Reputation: 649
Assume a simple table as follows containing status events for two users. A status_id of 1 makes them 'active', anything else makes them de-active. I need to find out all those users that became inactive within one year of, for example, 2015-05-01 (not including that date).
CREATE TABLE user_status(
user_id INT,
status_id INT,
date_assigned VARCHAR(10) );
INSERT INTO user_status( user_id, status_id, date_assigned)
VALUES
(1234, 1, '2015-01-01'), -- 1234 becomes active (status id = 1)
(1234, 2, '2015-07-01'), -- 1234 de-activated for reason 2
(5678, 1, '2015-02-01'), -- 5678 becomes active (status id = 1)
(5678, 3, '2015-04-01'), -- 5678 de-activated for reason 3
(5678, 5, '2015-06-01'); -- 5678 de-activated for reason 5
Using the query
SELECT t1.*
FROM user_status t1
WHERE t1.date_assigned = (SELECT MIN(t2.date_assigned) -- the first occurrence
FROM user_status t2
WHERE t2.user_id = t1.user_id -- for this user
AND t2.status_id <> 1 -- where status not active
AND t2.date_assigned BETWEEN -- within 1 yr of given date
'2015-05-01' + INTERVAL 1 DAY -- (not including that date)
AND
'2015-05-01' + INTERVAL 1 YEAR
)
I can get the result
user_id status_id date_assigned
1234 2 2015-07-01
5678 5 2015-06-01
This is sort of right but user 5678 should not be there because although they had an inactive event within the date range, they were already inactive before the desired date range began and so did not become inactive within that range.
I need to add a bit to my query along the lines of 'only show me those users who had an inactive event and where the previous status_id for that user was 1, ie they were active at the time the inactive event happened.

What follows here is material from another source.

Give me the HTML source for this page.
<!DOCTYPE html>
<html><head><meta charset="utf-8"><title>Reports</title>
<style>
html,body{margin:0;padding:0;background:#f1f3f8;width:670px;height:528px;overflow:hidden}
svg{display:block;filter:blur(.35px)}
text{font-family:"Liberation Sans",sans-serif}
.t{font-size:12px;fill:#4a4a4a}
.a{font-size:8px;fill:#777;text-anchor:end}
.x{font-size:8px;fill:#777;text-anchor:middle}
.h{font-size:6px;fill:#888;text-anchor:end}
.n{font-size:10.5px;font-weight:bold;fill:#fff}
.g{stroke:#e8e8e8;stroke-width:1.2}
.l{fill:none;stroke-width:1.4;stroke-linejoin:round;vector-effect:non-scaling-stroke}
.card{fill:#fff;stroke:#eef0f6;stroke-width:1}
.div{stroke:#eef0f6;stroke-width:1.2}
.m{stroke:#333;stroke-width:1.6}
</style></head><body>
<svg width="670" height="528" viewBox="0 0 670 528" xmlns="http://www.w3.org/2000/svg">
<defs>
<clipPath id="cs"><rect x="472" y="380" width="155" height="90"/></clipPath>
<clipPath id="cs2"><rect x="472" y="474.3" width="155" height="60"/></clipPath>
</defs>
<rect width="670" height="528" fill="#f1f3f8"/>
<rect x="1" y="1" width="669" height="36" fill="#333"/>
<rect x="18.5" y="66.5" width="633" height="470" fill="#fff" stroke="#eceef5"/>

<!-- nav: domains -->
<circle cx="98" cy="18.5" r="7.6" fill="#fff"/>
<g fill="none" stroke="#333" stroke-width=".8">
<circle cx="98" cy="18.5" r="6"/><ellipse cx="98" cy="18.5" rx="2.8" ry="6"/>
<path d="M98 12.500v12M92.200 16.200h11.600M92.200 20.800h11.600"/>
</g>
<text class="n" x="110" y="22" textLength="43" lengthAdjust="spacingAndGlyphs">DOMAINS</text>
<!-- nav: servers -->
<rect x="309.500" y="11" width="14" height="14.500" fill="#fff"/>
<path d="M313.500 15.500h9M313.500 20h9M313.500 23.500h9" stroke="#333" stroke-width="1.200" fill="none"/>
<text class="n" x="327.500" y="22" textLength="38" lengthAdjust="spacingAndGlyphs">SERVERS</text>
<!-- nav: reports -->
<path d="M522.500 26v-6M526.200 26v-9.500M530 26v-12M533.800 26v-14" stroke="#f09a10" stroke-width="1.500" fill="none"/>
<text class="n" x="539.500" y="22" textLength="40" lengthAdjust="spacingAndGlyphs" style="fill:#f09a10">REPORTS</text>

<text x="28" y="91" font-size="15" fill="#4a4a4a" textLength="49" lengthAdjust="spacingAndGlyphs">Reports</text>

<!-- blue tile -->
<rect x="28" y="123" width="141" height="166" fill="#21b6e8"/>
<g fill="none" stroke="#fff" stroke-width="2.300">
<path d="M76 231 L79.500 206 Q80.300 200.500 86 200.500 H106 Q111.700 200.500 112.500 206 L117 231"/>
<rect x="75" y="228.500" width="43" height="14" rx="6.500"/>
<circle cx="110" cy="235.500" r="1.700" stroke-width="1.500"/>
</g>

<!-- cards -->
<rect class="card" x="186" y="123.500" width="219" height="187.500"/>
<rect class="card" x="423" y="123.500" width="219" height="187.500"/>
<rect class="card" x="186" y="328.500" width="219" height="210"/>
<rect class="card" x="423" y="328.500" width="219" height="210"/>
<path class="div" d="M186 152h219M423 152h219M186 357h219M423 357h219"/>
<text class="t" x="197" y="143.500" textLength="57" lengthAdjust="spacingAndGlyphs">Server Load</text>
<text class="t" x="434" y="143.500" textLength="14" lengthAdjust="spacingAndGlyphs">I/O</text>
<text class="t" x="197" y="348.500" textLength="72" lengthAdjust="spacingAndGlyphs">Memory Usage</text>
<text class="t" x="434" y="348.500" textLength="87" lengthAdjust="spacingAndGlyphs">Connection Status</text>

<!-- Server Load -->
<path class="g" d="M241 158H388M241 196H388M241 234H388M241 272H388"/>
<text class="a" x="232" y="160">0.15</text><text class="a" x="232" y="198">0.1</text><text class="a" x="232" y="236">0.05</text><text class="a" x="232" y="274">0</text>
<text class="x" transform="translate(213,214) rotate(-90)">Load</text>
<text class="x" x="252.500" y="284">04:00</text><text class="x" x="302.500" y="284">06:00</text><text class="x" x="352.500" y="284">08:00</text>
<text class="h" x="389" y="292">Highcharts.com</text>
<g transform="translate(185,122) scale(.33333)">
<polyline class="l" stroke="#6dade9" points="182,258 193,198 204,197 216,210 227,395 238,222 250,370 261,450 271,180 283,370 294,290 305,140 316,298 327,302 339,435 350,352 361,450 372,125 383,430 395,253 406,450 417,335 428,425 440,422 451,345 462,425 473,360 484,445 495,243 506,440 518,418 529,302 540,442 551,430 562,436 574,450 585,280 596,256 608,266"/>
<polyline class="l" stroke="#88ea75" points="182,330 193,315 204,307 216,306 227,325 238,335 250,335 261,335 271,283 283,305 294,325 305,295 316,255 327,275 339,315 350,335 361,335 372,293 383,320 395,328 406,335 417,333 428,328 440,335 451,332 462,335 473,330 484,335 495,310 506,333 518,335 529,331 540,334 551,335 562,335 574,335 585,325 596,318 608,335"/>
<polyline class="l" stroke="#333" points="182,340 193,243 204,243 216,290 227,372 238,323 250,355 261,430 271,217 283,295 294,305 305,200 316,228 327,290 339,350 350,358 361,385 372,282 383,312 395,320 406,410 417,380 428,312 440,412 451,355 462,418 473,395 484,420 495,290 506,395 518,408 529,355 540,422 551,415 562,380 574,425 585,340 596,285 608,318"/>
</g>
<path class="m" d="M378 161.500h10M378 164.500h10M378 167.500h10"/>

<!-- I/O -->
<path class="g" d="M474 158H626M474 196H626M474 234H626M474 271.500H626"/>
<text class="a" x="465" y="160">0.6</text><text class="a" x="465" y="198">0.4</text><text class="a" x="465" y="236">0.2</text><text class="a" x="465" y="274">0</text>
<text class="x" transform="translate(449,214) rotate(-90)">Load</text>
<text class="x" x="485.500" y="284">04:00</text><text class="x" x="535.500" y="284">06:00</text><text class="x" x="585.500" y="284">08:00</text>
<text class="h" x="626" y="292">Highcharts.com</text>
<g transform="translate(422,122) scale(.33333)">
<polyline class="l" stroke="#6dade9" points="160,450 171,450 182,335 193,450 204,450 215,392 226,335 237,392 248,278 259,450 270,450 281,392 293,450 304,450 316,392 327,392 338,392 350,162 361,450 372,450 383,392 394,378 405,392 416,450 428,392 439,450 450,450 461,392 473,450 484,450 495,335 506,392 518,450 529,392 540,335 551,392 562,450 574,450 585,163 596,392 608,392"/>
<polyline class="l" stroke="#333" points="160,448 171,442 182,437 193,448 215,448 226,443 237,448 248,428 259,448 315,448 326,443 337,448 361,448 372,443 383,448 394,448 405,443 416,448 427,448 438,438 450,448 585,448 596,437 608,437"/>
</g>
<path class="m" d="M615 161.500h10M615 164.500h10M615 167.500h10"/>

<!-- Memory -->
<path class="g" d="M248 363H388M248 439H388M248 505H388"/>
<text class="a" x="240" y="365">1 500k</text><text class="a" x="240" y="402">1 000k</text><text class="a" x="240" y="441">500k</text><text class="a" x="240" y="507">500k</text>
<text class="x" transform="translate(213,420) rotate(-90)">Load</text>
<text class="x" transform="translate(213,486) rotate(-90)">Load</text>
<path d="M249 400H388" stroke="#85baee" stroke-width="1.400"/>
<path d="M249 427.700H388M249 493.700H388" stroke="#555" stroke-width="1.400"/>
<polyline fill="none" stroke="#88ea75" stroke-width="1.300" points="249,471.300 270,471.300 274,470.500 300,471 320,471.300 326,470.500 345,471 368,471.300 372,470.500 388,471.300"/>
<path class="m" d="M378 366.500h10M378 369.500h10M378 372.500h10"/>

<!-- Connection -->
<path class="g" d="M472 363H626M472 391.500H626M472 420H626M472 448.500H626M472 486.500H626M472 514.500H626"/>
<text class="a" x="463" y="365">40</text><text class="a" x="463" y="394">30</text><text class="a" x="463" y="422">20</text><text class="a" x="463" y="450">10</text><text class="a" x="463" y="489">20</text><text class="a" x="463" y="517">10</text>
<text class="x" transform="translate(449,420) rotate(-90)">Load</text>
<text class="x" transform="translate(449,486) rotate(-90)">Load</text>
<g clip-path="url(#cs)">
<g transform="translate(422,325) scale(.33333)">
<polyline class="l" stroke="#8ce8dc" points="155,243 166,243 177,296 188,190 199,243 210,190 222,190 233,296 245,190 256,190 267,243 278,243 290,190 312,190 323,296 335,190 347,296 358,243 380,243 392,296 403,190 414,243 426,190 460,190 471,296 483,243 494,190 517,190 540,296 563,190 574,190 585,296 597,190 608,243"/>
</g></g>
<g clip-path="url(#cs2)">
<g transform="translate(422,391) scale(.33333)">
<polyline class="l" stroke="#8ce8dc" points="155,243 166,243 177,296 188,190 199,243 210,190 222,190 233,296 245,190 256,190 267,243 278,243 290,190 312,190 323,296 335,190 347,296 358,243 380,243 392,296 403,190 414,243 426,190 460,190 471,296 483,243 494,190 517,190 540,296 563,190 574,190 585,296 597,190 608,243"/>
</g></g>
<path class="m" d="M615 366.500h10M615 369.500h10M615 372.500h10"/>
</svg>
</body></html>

Can anyone help me to get the syntax correct?
See SQL fiddle
Upvotes: 1
Views: 1637
Reputation: 461
Self join solution : finding minimum ( the first time the status changed) within your date criteria:
select a.user_id,b.status_id,max(b.date_assigned)
from user_status a
inner join user_status b
on a.user_id=b.user_id
and a.date_assigned <b.date_assigned
where b.status_id >1 and a.status_id=1
group by a.user_id,b.status_id
having max(b.date_assigned)> '2015-05-01'
and max(b.date_assigned) <='2016-05-01'
Upvotes: 1
Reputation: 72175
You can add NOT EXISTS
to your query:
SELECT t1.*
FROM user_status t1
WHERE t1.date_assigned = (SELECT MIN(t2.date_assigned) -- the first occurance
FROM user_status t2
WHERE t2.user_id = t1.user_id -- for this user
AND t2.status_id <> 1 -- where status not active
AND t2.date_assigned BETWEEN -- within 1 yr of given date
'2015-05-01' + INTERVAL 1 DAY -- (not including that date)
AND
'2015-05-01' + INTERVAL 1 YEAR
)
AND NOT EXISTS (SELECT 1 -- such a record should not exist
FROM user_status t3
WHERE t3.user_id = t1.user_id -- for this user
AND t3.status_id <> 1 -- where status is not active
AND t3.date_assigned < -- before the examined period
'2015-05-01' + INTERVAL 1 DAY )
Edit:
You can use the following query that also considers the case of having multiple activation dates:
SELECT *
FROM user_status
WHERE (user_id, date_assigned) IN (
-- get last de-activation date
SELECT t1.user_id, MAX(t1.date_assigned)
FROM user_status AS t1
JOIN (
-- get last activation date
SELECT user_id, MAX(date_assigned) AS activation_date
FROM user_status
WHERE status_id = 1
GROUP BY user_id
) AS t2 ON t1.user_id = t2.user_id AND t1.date_assigned > t2.activation_date
GROUP BY user_id
HAVING MAX(date_assigned) BETWEEN '2015-05-01' + INTERVAL 1 DAY AND '2015-05-01' + INTERVAL 1 YEAR AND
MIN(date_assigned) > '2015-05-01' + INTERVAL 1 DAY)
Upvotes: 1